* Begin Dataset extract *

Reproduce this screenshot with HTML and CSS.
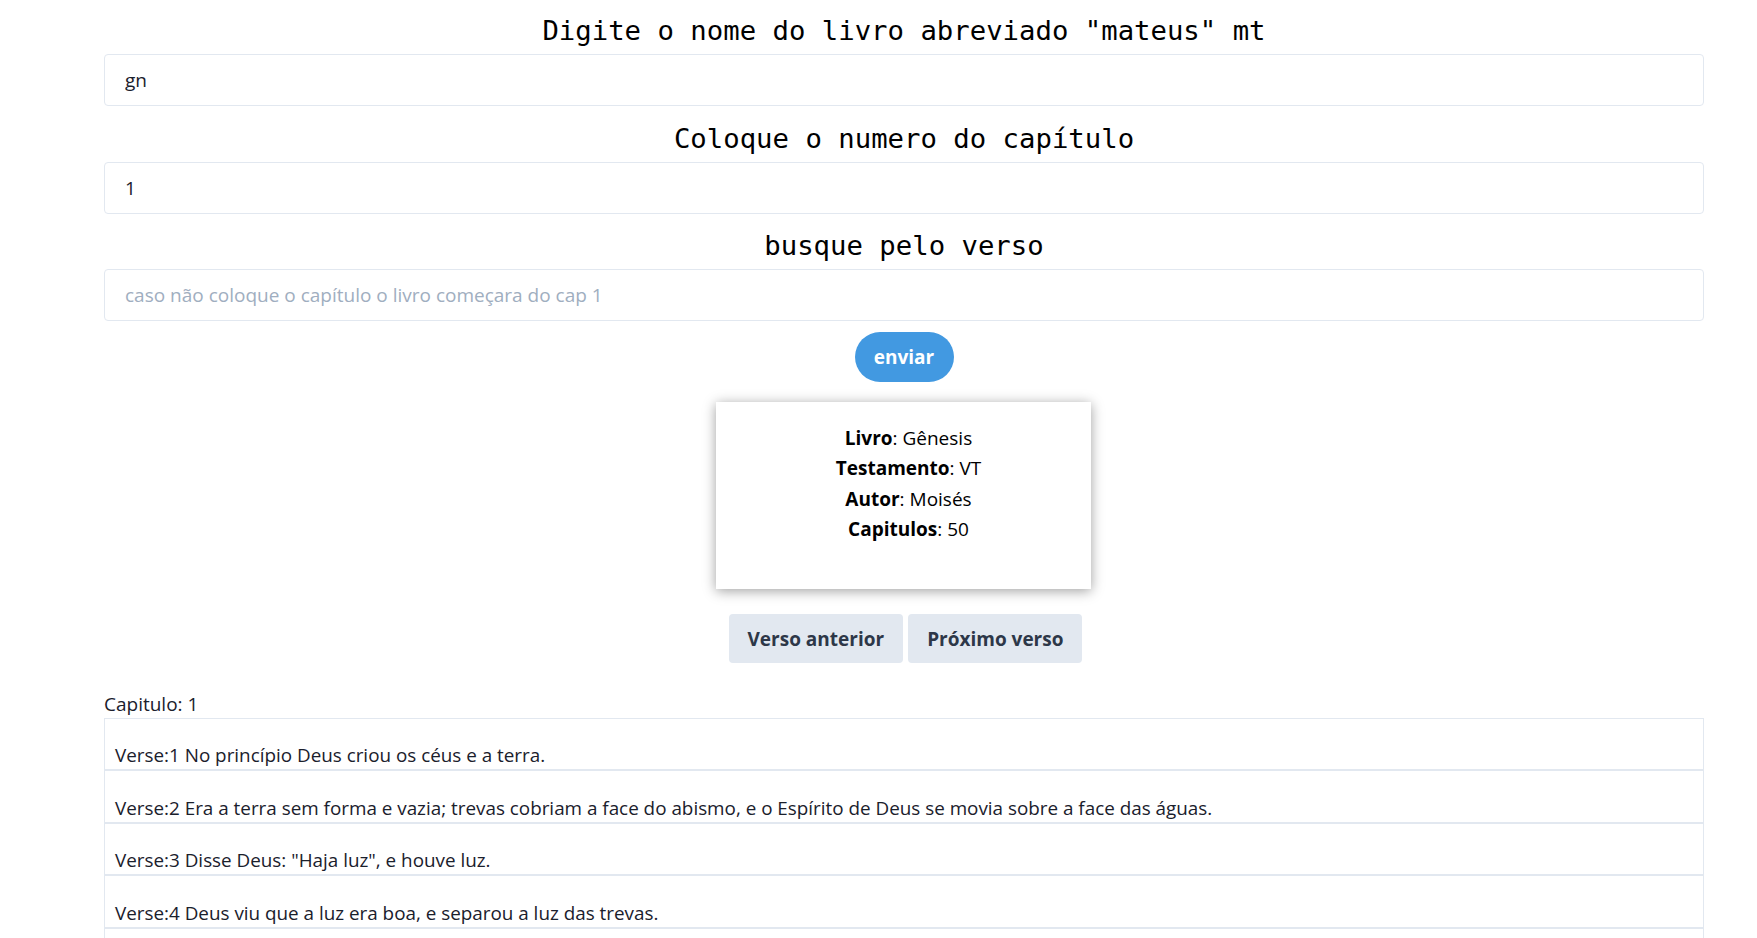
FILE: index.html
```html
<!DOCTYPE html>
<html lang="pt">
<head>
<meta charset="utf-8">
<title>Bíblia</title>
<link rel="stylesheet" href="styles.css">
</head>
<body>
<main class="page">
  <section class="field">
    <h2 class="field-title">Digite o nome do livro abreviado "mateus" mt</h2>
    <input class="field-input" type="text" value="gn">
  </section>
  <section class="field">
    <h2 class="field-title">Coloque o numero do capítulo</h2>
    <input class="field-input" type="text" value="1">
  </section>
  <section class="field">
    <h2 class="field-title">busque pelo verso</h2>
    <input class="field-input" type="text" placeholder="caso não coloque o capítulo o livro começara do cap 1">
  </section>
  <div class="submit-row">
    <button class="btn-send" type="button">enviar</button>
  </div>
  <div class="card-row">
    <div class="book-card">
      <p><b>Livro</b>: Gênesis</p>
      <p><b>Testamento</b>: VT</p>
      <p><b>Autor</b>: Moisés</p>
      <p><b>Capitulos</b>: 50</p>
    </div>
  </div>
  <div class="nav-row">
    <button class="btn-nav" type="button">Verso anterior</button>
    <button class="btn-nav" type="button">Próximo verso</button>
  </div>
  <p class="chapter">Capitulo: 1</p>
  <ul class="verses">
    <li class="verse">Verse:1 No princípio Deus criou os céus e a terra.</li>
    <li class="verse">Verse:2 Era a terra sem forma e vazia; trevas cobriam a face do abismo, e o Espírito de Deus se movia sobre a face das águas.</li>
    <li class="verse">Verse:3 Disse Deus: "Haja luz", e houve luz.</li>
    <li class="verse">Verse:4 Deus viu que a luz era boa, e separou a luz das trevas.</li>
    <li class="verse verse-empty"></li>
  </ul>
</main>
</body>
</html>
```

FILE: styles.css
```css
* { box-sizing: border-box; }
html, body { margin: 0; padding: 0; background: #ffffff; }
body {
  font-family: "Open Sans", "Noto Sans", sans-serif;
  font-size: 19px;
  color: #1a202c;
  overflow: hidden;
}
.page {
  width: 1600px;
  margin-left: 104px;
  padding-top: 8px;
}
.field { margin-top: 9.5px; }
.field:first-child { margin-top: 0; }
.field-title {
  margin: 0;
  font-family: "DejaVu Sans Mono", "Liberation Mono", monospace;
  font-weight: normal;
  font-size: 27.3px;
  line-height: 46px;
  text-align: center;
  color: #000;
}
.field-input {
  display: block;
  width: 100%;
  height: 52px;
  border: 1px solid #e2e8f0;
  border-radius: 4px;
  padding: 0 20px;
  font-family: inherit;
  font-size: 19px;
  color: #1a202c;
  background: #fff;
  outline: none;
}
.field-input::placeholder { color: #a0aec0; opacity: 1; }
.submit-row {
  display: flex;
  justify-content: center;
  margin-top: 11px;
}
.btn-send {
  width: 99px;
  height: 50px;
  border: none;
  border-radius: 25px;
  background: #4299e1;
  color: #fff;
  font-family: inherit;
  font-weight: 700;
  font-size: 19px;
  padding: 0;
}
.card-row {
  display: flex;
  justify-content: center;
  margin-top: 20px;
}
.book-card {
  width: 375px;
  height: 187px;
  padding: 21px 20px 0;
  background: #fff;
  box-shadow: 0 2px 12px rgba(0, 0, 0, 0.38);
  text-align: center;
  font-size: 19px;
  color: #000;
  margin-left: -1px;
}
.book-card p {
  margin: 0;
  line-height: 30.3px;
  padding-left: 10px;
}
.book-card b { font-weight: 700; }
.nav-row {
  display: flex;
  justify-content: center;
  gap: 5px;
  margin-top: 25px;
  padding-left: 3px;
}
.btn-nav {
  height: 49px;
  padding: 0 19px;
  border: none;
  border-radius: 4px;
  background: #e2e8f0;
  color: #2d3748;
  font-family: inherit;
  font-weight: 700;
  font-size: 19px;
}
.chapter {
  margin: 28px 0 0;
  line-height: 27px;
}
.verses {
  list-style: none;
  margin: 0;
  padding: 0;
}
.verse {
  border: 1px solid #e2e8f0;
  padding: 23.4px 10px 0;
  line-height: 27px;
  font-size: 18.85px;
}
.verse-empty { height: 53px; }
```
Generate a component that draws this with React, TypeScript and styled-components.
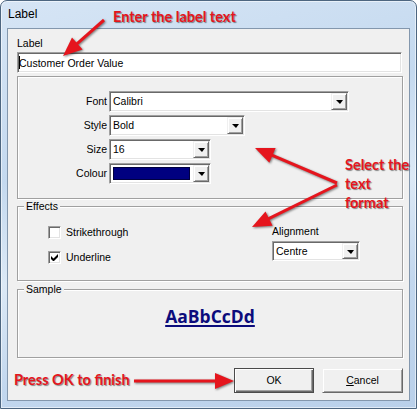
import React from "react";
import styled, { createGlobalStyle } from "styled-components";

const GlobalStyle = createGlobalStyle`
  html, body {
    margin: 0;
    padding: 0;
    background: #ffffff;
  }
  body {
    font-family: "Liberation Sans", Arial, sans-serif;
    font-size: 10.5px;
    color: #000;
  }
`;

const Window = styled.div`
  position: relative;
  width: 417px;
  height: 409px;
  box-sizing: border-box;
  padding: 0 6px 7px 6px;
  display: flex;
  flex-direction: column;
  border: 1px solid #4d6680;
  border-radius: 7px 7px 0 0;
  background: linear-gradient(
    165deg,
    #d6e5f5 0%,
    #c4d9ef 35%,
    #dce9f6 55%,
    #c2d7ee 75%,
    #b9d0ea 100%
  );
  box-shadow: inset 0 0 0 1px rgba(255, 255, 255, 0.55);
  overflow: hidden;
`;

const TitleBar = styled.div`
  height: 27px;
  box-sizing: border-box;
  padding: 6px 0 0 1px;
  font-size: 12px;
  line-height: 14px;
  color: #000;
`;

const Client = styled.div`
  flex: 1;
  display: flex;
  flex-direction: column;
  box-sizing: border-box;
  padding: 8px 6px 0 9px;
  background: #f0f0f0;
  border: 1px solid #8397ad;
`;

const FieldCaption = styled.div`
  line-height: 13px;
  height: 13px;
`;

const EditBox = styled.div`
  margin: 2px 1px 0 0;
  height: 21px;
  box-sizing: border-box;
  display: flex;
  align-items: center;
  background: #fff;
  border-top: 1px solid #a0a0a0;
  border-left: 1px solid #a0a0a0;
  border-bottom: 1px solid #fff;
  border-right: 1px solid #fff;
  box-shadow: inset 1px 1px 0 #696969, inset -1px -1px 0 #e3e3e3;
  padding-left: 1px;
`;

const Caret = styled.span`
  display: inline-block;
  width: 1px;
  height: 13px;
  background: #000;
  margin-right: -1px;
`;

const FormatBox = styled.div`
  margin-top: 3px;
  height: 123px;
  box-sizing: border-box;
  border: 1px solid #a0a0a0;
  box-shadow: inset 1px 1px 0 #fff, 1px 1px 0 #fff;
  padding-top: 14px;
`;

const FormatGrid = styled.div`
  display: grid;
  grid-template-columns: 89px auto;
  grid-auto-rows: 21px;
  column-gap: 2px;
  row-gap: 3px;
  align-items: center;
`;

const RowLabel = styled.div`
  text-align: right;
  line-height: 13px;
`;

const Combo = styled.div<{ $w: number; $h?: number }>`
  width: ${(p) => p.$w}px;
  height: ${(p) => p.$h ?? 21}px;
  box-sizing: border-box;
  display: flex;
  align-items: stretch;
  background: #fff;
  border-top: 1px solid #a0a0a0;
  border-left: 1px solid #a0a0a0;
  border-bottom: 1px solid #fff;
  border-right: 1px solid #fff;
  box-shadow: inset 1px 1px 0 #696969, inset -1px -1px 0 #e3e3e3;
  padding: 1px;
`;

const ComboText = styled.div`
  flex: 1;
  display: flex;
  align-items: center;
  padding-left: 2px;
  line-height: 13px;
`;

const Swatch = styled.div<{ $color: string }>`
  flex: 1;
  margin: 2px 3px 2px 2px;
  background: ${(p) => p.$color};
  border: 1px solid #000040;
`;

const DropButton = styled.div`
  width: 16px;
  box-sizing: border-box;
  display: flex;
  align-items: center;
  justify-content: center;
  background: #f0f0f0;
  border-top: 1px solid #f0f0f0;
  border-left: 1px solid #f0f0f0;
  border-bottom: 1px solid #696969;
  border-right: 1px solid #696969;
  box-shadow: inset 1px 1px 0 #fff, inset -1px -1px 0 #a0a0a0;
`;

const Triangle = styled.span`
  width: 0;
  height: 0;
  border-left: 4px solid transparent;
  border-right: 3px solid transparent;
  border-top: 4px solid #000;
  margin-top: 1px;
`;

const Group = styled.div<{ $h: number; $mt: number }>`
  position: relative;
  margin-top: ${(p) => p.$mt}px;
  height: ${(p) => p.$h}px;
  box-sizing: border-box;
  border: 1px solid #a0a0a0;
  box-shadow: inset 1px 1px 0 #fff, 1px 1px 0 #fff;
`;

const GroupCaption = styled.span`
  position: absolute;
  left: 6px;
  top: -7px;
  padding: 0 2px;
  line-height: 13px;
  background: #f0f0f0;
`;

const EffectsGrid = styled.div`
  display: grid;
  grid-template-columns: 224px auto;
  padding-left: 30px;
`;

const CheckColumn = styled.div`
  display: flex;
  flex-direction: column;
  gap: 12px;
  padding-top: 19px;
`;

const CheckRow = styled.div`
  display: flex;
  align-items: center;
  gap: 5px;
  height: 13px;
  line-height: 13px;
`;

const CheckBox = styled.span`
  width: 13px;
  height: 13px;
  box-sizing: border-box;
  display: flex;
  align-items: center;
  justify-content: center;
  background: #fff;
  border-top: 1px solid #a0a0a0;
  border-left: 1px solid #a0a0a0;
  border-bottom: 1px solid #fff;
  border-right: 1px solid #fff;
  box-shadow: inset 1px 1px 0 #696969, inset -1px -1px 0 #e3e3e3;
`;

const AlignColumn = styled.div`
  display: flex;
  flex-direction: column;
  gap: 3px;
  padding-top: 18px;
  line-height: 13px;
`;

const SampleArea = styled.div`
  display: flex;
  justify-content: center;
  padding-top: 15px;
`;

const SampleText = styled.span`
  font-family: "Open Sans", "Liberation Sans", sans-serif;
  font-weight: 700;
  font-size: 17.5px;
  line-height: 22px;
  color: #0c0c7c;
  text-decoration: underline;
  text-decoration-thickness: 2px;
  text-underline-offset: 2px;
`;

const ButtonRow = styled.div`
  margin-top: 10px;
  display: flex;
  justify-content: flex-end;
  gap: 8px;
`;

const Button = styled.div<{ $w: number; $default?: boolean }>`
  width: ${(p) => p.$w}px;
  height: 25px;
  box-sizing: border-box;
  display: flex;
  align-items: center;
  justify-content: center;
  background: #f0f0f0;
  line-height: 13px;
  border: 1px solid ${(p) => (p.$default ? "#4b4b4b" : "#f0f0f0")};
  border-right-color: ${(p) => (p.$default ? "#4b4b4b" : "#696969")};
  border-bottom-color: ${(p) => (p.$default ? "#4b4b4b" : "#696969")};
  box-shadow: ${(p) =>
    p.$default
      ? "inset 1px 1px 0 #fff, inset -1px -1px 0 #696969, inset -2px -2px 0 #a0a0a0"
      : "inset 1px 1px 0 #fff, inset -1px -1px 0 #a0a0a0"};
`;

const Overlay = styled.div`
  position: absolute;
  inset: 0;
  pointer-events: none;
`;

const ArrowLayer = styled.svg`
  position: absolute;
  left: 0;
  top: 0;
  filter: drop-shadow(1px 1px 1px rgba(0, 0, 0, 0.5));
`;

const Callout = styled.div<{ $x: number; $y: number }>`
  position: absolute;
  left: ${(p) => p.$x}px;
  top: ${(p) => p.$y}px;
  font-family: Lato, "Open Sans", sans-serif;
  font-weight: 700;
  font-size: 14.5px;
  line-height: 19px;
  color: #e5151d;
  white-space: nowrap;
  text-shadow: 1px 1px 1px rgba(0, 0, 0, 0.45);
`;

type Pt = [number, number];

const arrows: { tail: Pt; tip: Pt }[] = [
  { tail: [103, 19], tip: [62, 55] },
  { tail: [336, 182], tip: [254, 147] },
  { tail: [336, 184], tip: [251, 226] },
  { tail: [133, 380], tip: [233, 380] },
];

function Arrow({ tail, tip }: { tail: Pt; tip: Pt }) {
  const dx = tip[0] - tail[0];
  const dy = tip[1] - tail[1];
  const d = Math.hypot(dx, dy);
  const ux = dx / d;
  const uy = dy / d;
  const len = 19;
  const half = 8;
  const bx = tip[0] - ux * len;
  const by = tip[1] - uy * len;
  const px = -uy;
  const py = ux;
  const head = `${tip[0]},${tip[1]} ${bx + px * half},${by + py * half} ${bx - px * half},${by - py * half}`;
  return (
    <g>
      <line
        x1={tail[0]}
        y1={tail[1]}
        x2={bx + ux * 2}
        y2={by + uy * 2}
        stroke="#e5151d"
        strokeWidth={3}
      />
      <polygon points={head} fill="#e5151d" />
    </g>
  );
}

function Check() {
  return (
    <svg width="7" height="7" viewBox="0 0 7 7">
      <path d="M0 2v3l2 2h1l4-4V0L2.5 4.5z" fill="#000" />
    </svg>
  );
}

export default function App() {
  return (
    <>
      <GlobalStyle />
      <Window>
        <TitleBar>Label</TitleBar>
        <Client>
          <FieldCaption>Label</FieldCaption>
          <EditBox>
            <Caret />
            Customer Order Value
          </EditBox>

          <FormatBox>
            <FormatGrid>
              <RowLabel>Font</RowLabel>
              <Combo $w={240}>
                <ComboText>Calibri</ComboText>
                <DropButton>
                  <Triangle />
                </DropButton>
              </Combo>
              <RowLabel>Style</RowLabel>
              <Combo $w={136}>
                <ComboText>Bold</ComboText>
                <DropButton>
                  <Triangle />
                </DropButton>
              </Combo>
              <RowLabel>Size</RowLabel>
              <Combo $w={102}>
                <ComboText>16</ComboText>
                <DropButton>
                  <Triangle />
                </DropButton>
              </Combo>
              <RowLabel>Colour</RowLabel>
              <Combo $w={102}>
                <Swatch $color="#000080" />
                <DropButton>
                  <Triangle />
                </DropButton>
              </Combo>
            </FormatGrid>
          </FormatBox>

          <Group $h={75} $mt={7}>
            <GroupCaption>Effects</GroupCaption>
            <EffectsGrid>
              <CheckColumn>
                <CheckRow>
                  <CheckBox />
                  Strikethrough
                </CheckRow>
                <CheckRow>
                  <CheckBox>
                    <Check />
                  </CheckBox>
                  Underline
                </CheckRow>
              </CheckColumn>
              <AlignColumn>
                Alignment
                <Combo $w={88} $h={20}>
                  <ComboText>Centre</ComboText>
                  <DropButton>
                    <Triangle />
                  </DropButton>
                </Combo>
              </AlignColumn>
            </EffectsGrid>
          </Group>

          <Group $h={69} $mt={8}>
            <GroupCaption>Sample</GroupCaption>
            <SampleArea>
              <SampleText>AaBbCcDd</SampleText>
            </SampleArea>
          </Group>

          <ButtonRow>
            <Button $w={80} $default>
              OK
            </Button>
            <Button $w={81}>
              <span>
                <u>C</u>ancel
              </span>
            </Button>
          </ButtonRow>
        </Client>

        <Overlay>
          <ArrowLayer width="417" height="409" viewBox="0 0 417 409">
            {arrows.map((a, i) => (
              <Arrow key={i} tail={a.tail} tip={a.tip} />
            ))}
          </ArrowLayer>
          <Callout $x={112} $y={6}>
            Enter the label text
          </Callout>
          <Callout $x={344} $y={154}>
            Select the
            <br />
            text
            <br />
            format
          </Callout>
          <Callout $x={13} $y={369}>
            Press OK to finish
          </Callout>
        </Overlay>
      </Window>
    </>
  );
}
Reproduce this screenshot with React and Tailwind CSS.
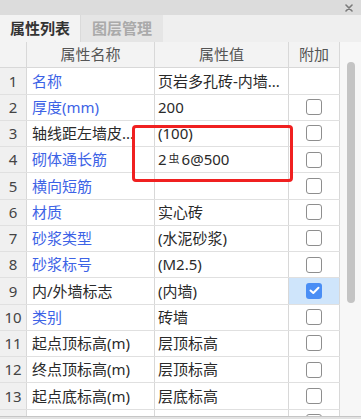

* End Dataset extract *

**Prompt:** Whichever lines contain the string "this", select and copy them.

**Correct output:**
Reproduce this screenshot with HTML and CSS.
Generate a component that draws this with React, TypeScript and styled-components.
Reproduce this screenshot with React and Tailwind CSS.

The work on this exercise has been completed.